Unit employees will only be scheduled for travel during their
regular duty hours and/or duty days. /8/ (The underscored portion
of the proposal remains in dispute. Footnote added.)
In American Federation of Government Employees, AFL-CIO, Local 3424
and Federal Home Loan Bank Board, San Francisco, California, 14 FLRA 79
(1984) the Authority concluded that Union Proposal 1, therein, which
required that the agency grant a maximum amount of duty time for
traveling from an employee's temporary duty location to his or her
residence in certain circumstances, interfered with the management
right, pursuant to section 7106(a)(2)(B) of the Statute, to assign work
by reducing the time frame in which work could be assigned. The
Authority noted in that decision (n.1) that management is required to
exercise its rights under section 7106(a)(2)(B) in a manner consistent
with law. Citing the requirement in 5 U.S.C. 6101(b)(2) that an agency
arrange travel during the scheduled workweek "to the maximum extent
practicable," the Authority determined that the proposal nonetheless
interfered with the right to assign work because it "would require
travel during the scheduled workweek even where not practicable." In
like manner Union Proposal 5, herein, with its flat prohibition of
travel outside regular hours and days of work, interferes with the
Agency's right to assign work and, consequently, is outside the duty to
bargain.
Accordingly pursuant to section 2424.10 of the Authority's Rules and
Regulations, IT IS ORDERED that the petition for review as it relates to
Union Proposals 1, 2, 3 and 5 be, and it hereby is, dismissed.
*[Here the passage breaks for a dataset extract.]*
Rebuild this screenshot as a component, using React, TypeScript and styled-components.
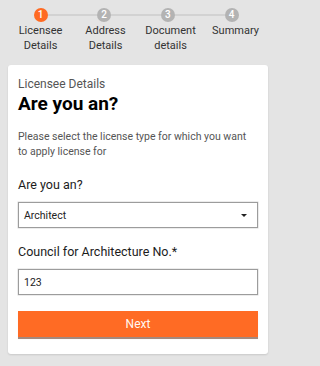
import * as React from 'react'
import styled, {createGlobalStyle} from 'styled-components'

const GlobalStyle = createGlobalStyle`
  html, body {
    margin: 0;
    padding: 0;
    background: #e4e4e4;
  }
  body {
    font-family: Roboto, "Liberation Sans", Arial, sans-serif;
    color: #222;
  }
`

const steps = [
  {n: 1, label: 'Licensee Details'},
  {n: 2, label: 'Address Details'},
  {n: 3, label: 'Document details'},
  {n: 4, label: 'Summary'},
]

const Page = styled.div`
  width: 272px;
  height: 366px;
  overflow: hidden;
`

const Track = styled.div`
  display: flex;
  align-items: center;
  padding: 7.5px 33.5px 0;
`

const Circle = styled.div<{$active?: boolean}>`
  flex: none;
  width: 14px;
  height: 14px;
  border-radius: 50%;
  background: ${p => (p.$active ? '#ff6a22' : '#b3b3b3')};
  color: #fff;
  font-size: 10px;
  font-weight: 500;
  line-height: 14px;
  text-align: center;
`

const Connector = styled.div`
  flex: 1;
  height: 2px;
  background: #d2d2d2;
`

const Labels = styled.div`
  display: grid;
  grid-template-columns: repeat(4, 65px);
  margin: 1.5px 8px 0;
`

const StepLabel = styled.div`
  font-size: 11px;
  line-height: 15px;
  color: #333;
  text-align: center;
  padding: 0 6px;
`

const Card = styled.div`
  margin: 11.5px 4px 0 8px;
  background: #fff;
  border-radius: 3px;
  box-shadow: 0 1px 2px rgba(0, 0, 0, 0.12);
  padding: 12px 10px 17px;
`

const Eyebrow = styled.div`
  font-size: 12px;
  line-height: 15px;
  color: #555;
`

const Title = styled.h1`
  margin: 0;
  font-size: 19px;
  line-height: 24px;
  font-weight: 700;
  color: #000;
`

const Intro = styled.p`
  margin: 13px 0 0;
  font-size: 10.5px;
  line-height: 15.5px;
  color: #555;
`

const Label = styled.div<{$gap: number}>`
  margin-top: ${p => p.$gap}px;
  font-size: 12.5px;
  line-height: 16px;
  color: #1c1c1c;
`

const Box = styled.div`
  margin-top: 9.5px;
  height: 26px;
  box-sizing: border-box;
  border: 1px solid #9c9c9c;
  box-shadow: 0 0 0 0.5px rgba(0, 0, 0, 0.15);
  display: flex;
  align-items: center;
  justify-content: space-between;
  padding: 0 10px 0 5px;
  font-size: 10.5px;
  color: #222;
`

const Caret = styled.span`
  width: 0;
  height: 0;
  border-left: 3px solid transparent;
  border-right: 3px solid transparent;
  border-top: 3.5px solid #222;
`

const NextButton = styled.button`
  display: block;
  width: 100%;
  margin-top: 15.5px;
  height: 26px;
  border: none;
  border-radius: 0;
  background: #ff6b24;
  box-shadow: 0 1.5px 0.5px rgba(90, 40, 20, 0.55);
  color: #fff8f2;
  font-family: Roboto, "Liberation Sans", Arial, sans-serif;
  font-size: 12px;
  font-weight: 400;
  padding: 0;
  cursor: pointer;
`

export default function App() {
  return (
    <Page>
      <GlobalStyle />
      <Track>
        {steps.map((s, i) => (
          <React.Fragment key={s.n}>
            {i > 0 && <Connector />}
            <Circle $active={i === 0}>{s.n}</Circle>
          </React.Fragment>
        ))}
      </Track>
      <Labels>
        {steps.map(s => (
          <StepLabel key={s.n}>{s.label}</StepLabel>
        ))}
      </Labels>
      <Card>
        <Eyebrow>Licensee Details</Eyebrow>
        <Title>Are you an?</Title>
        <Intro>Please select the license type for which you want to apply license for</Intro>
        <Label $gap={17}>Are you an?</Label>
        <Box>
          <span>Architect</span>
          <Caret />
        </Box>
        <Label $gap={15.5}>Council for Architecture No.*</Label>
        <Box>123</Box>
        <NextButton>Next</NextButton>
      </Card>
    </Page>
  )
}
IT IS
FURTHER ORDERED that the Agency shall upon request (or as otherwise
agreed to by the parties) bargain concerning Union Proposal 4. Issued,
Washington, D.C., April 24, 1985
Henry B. Frazier III, Acting
Chairman
William J. McGinnis, Jr., Member
FEDERAL LABOR RELATIONS AUTHORITY
--------------- FOOTNOTES$ ---------------
/1/ Union Reply Brief at 2.
/2/ Id. at 3.
/3/ Petition for Review at 2.
/4/ In this connection, it is noted that 5 U.S.C. 7503(a)
specifically provides that employees may be disciplined for
"discourteous conduct to the public confirmed by an immediate
supervisor's report of four such instances within any one-year period or
any other patterns of discourteous conduct."
/5/ Statement of Position at 6.
/6/ In finding Union Proposal 4 to be within the duty to bargain, the
Authority makes no judgment as to its merits.
/7/ Union Reply Brief at 8.
/8/ Based on an understanding between the parties appearing in the
record, the Agency has withdrawn its objection to the first paragraph of
Union Proposal 5. Accordingly the petition for review as to all but the
underscored portion of the proposal is now moot.